At the time she was the then start-up’s seventh employee, making her crucial to the tiny team.
“People were thinking ‘oh my god, what’s going to happen now?’, she laughs.
She had “no intention” of lessening her commitment to the firm, but some people assumed she would.
“Once people saw I was just as committed as before it was fine,” she says.
Yet slowly but surely there are hopes that the situation may be changing.
Early in her career, Peggy Johnson, who heads up business development at tech giant Microsoft, recalls walking the long way round the building to avoid sexist comments from colleagues and feeling pressured
Her daughter recently told her, she doesn’t laugh when male work colleagues make inappropriate remarks because she knew her mum didn’t.
It makes Ms Johnson emotional, because it’s not true: “I always laughed,” she says, her voice breaking. “I thought I had to.”

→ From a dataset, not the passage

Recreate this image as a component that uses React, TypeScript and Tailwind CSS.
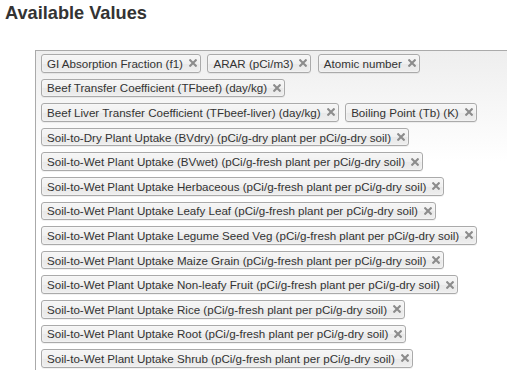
const VALUES = [
  'GI Absorption Fraction (f1)',
  'ARAR (pCi/m3)',
  'Atomic number',
  'Beef Transfer Coefficient (TFbeef) (day/kg)',
  'Beef Liver Transfer Coefficient (TFbeef-liver) (day/kg)',
  'Boiling Point (Tb) (K)',
  'Soil-to-Dry Plant Uptake (BVdry) (pCi/g-dry plant per pCi/g-dry soil)',
  'Soil-to-Wet Plant Uptake (BVwet) (pCi/g-fresh plant per pCi/g-dry soil)',
  'Soil-to-Wet Plant Uptake Herbaceous (pCi/g-fresh plant per pCi/g-dry soil)',
  'Soil-to-Wet Plant Uptake Leafy Leaf (pCi/g-fresh plant per pCi/g-dry soil)',
  'Soil-to-Wet Plant Uptake Legume Seed Veg (pCi/g-fresh plant per pCi/g-dry soil)',
  'Soil-to-Wet Plant Uptake Maize Grain (pCi/g-fresh plant per pCi/g-dry soil)',
  'Soil-to-Wet Plant Uptake Non-leafy Fruit (pCi/g-fresh plant per pCi/g-dry soil)',
  'Soil-to-Wet Plant Uptake Rice (pCi/g-fresh plant per pCi/g-dry soil)',
  'Soil-to-Wet Plant Uptake Root (pCi/g-fresh plant per pCi/g-dry soil)',
  'Soil-to-Wet Plant Uptake Shrub (pCi/g-fresh plant per pCi/g-dry soil)',
];

function CloseIcon() {
  return (
    <svg width="8" height="8" viewBox="0 0 8 8" className="shrink-0">
      <path d="M1.2 1.2 L6.8 6.8 M6.8 1.2 L1.2 6.8" stroke="#8c8c8c" strokeWidth="2.1" strokeLinecap="square" />
    </svg>
  );
}

function Chip({ label }: { label: string }) {
  return (
    <li className="box-border flex h-[18.6px] my-[3px] items-center rounded-[3px] border border-[#aaa] bg-[linear-gradient(to_bottom,#f4f4f4_20%,#f0f0f0_50%,#e8e8e8_52%,#eee_100%)] pl-[5px] pr-[3px] shadow-[inset_0_0_2px_#fff,0_1px_0_rgba(0,0,0,0.05)]">
      <span className="whitespace-nowrap text-[11.6px] leading-[13px] text-[#333]">{label}</span>
      <span className="ml-[6px] flex items-center">
        <CloseIcon />
      </span>
    </li>
  );
}

export default function App() {
  return (
    <div
      className="h-[370px] w-[507px] overflow-hidden bg-white"
      style={{ fontFamily: '"Liberation Sans", Arial, sans-serif' }}
    >
      <h2 className="pl-[5px] pt-[3px] text-[18.2px] font-bold leading-[20px] text-[#333]">Available Values</h2>

      <ul className="ml-[35px] mt-[27px] box-border flex w-[500px] flex-wrap gap-x-[6.5px] border border-[#aaa] bg-[linear-gradient(to_bottom,#eee_0px,#fff_110px)] pl-[5px] pb-[10px]">
        {VALUES.map(v => (
          <Chip key={v} label={v} />
        ))}
      </ul>
    </div>
  );
}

“She learned it from my 50-year-old self. Because I don’t laugh anymore. I’m in that position of power now.”
Clearly, there is progress.
Davos ideas to help women at work
Red flags – agree rules for meetings; such as women aren’t talked over or interrupted, and if an incursion occurs someone holds up the red flag
Talking sticks – someone can only talk when they’re holding the stick, once finished they hand it on
Amplification – repeat a woman’s point and ask her to expand on it; the aim is to stamp out “he-peating”, men’s habit of repeating what a woman said and taking credit for it
Mentors – women need people to help them progress in the workplace
Quotas for women – a controversial idea but by providing role models for women the more likely they are to then realise they too, can do that role
Back with Kavita Gupta, she says her life is undoubtedly better than her Indian mother’s – who was forced to marry instead of doing a law degree.
She doesn’t expect her own daughter’s life to be perfect, but it will definitely be better than her own, she says.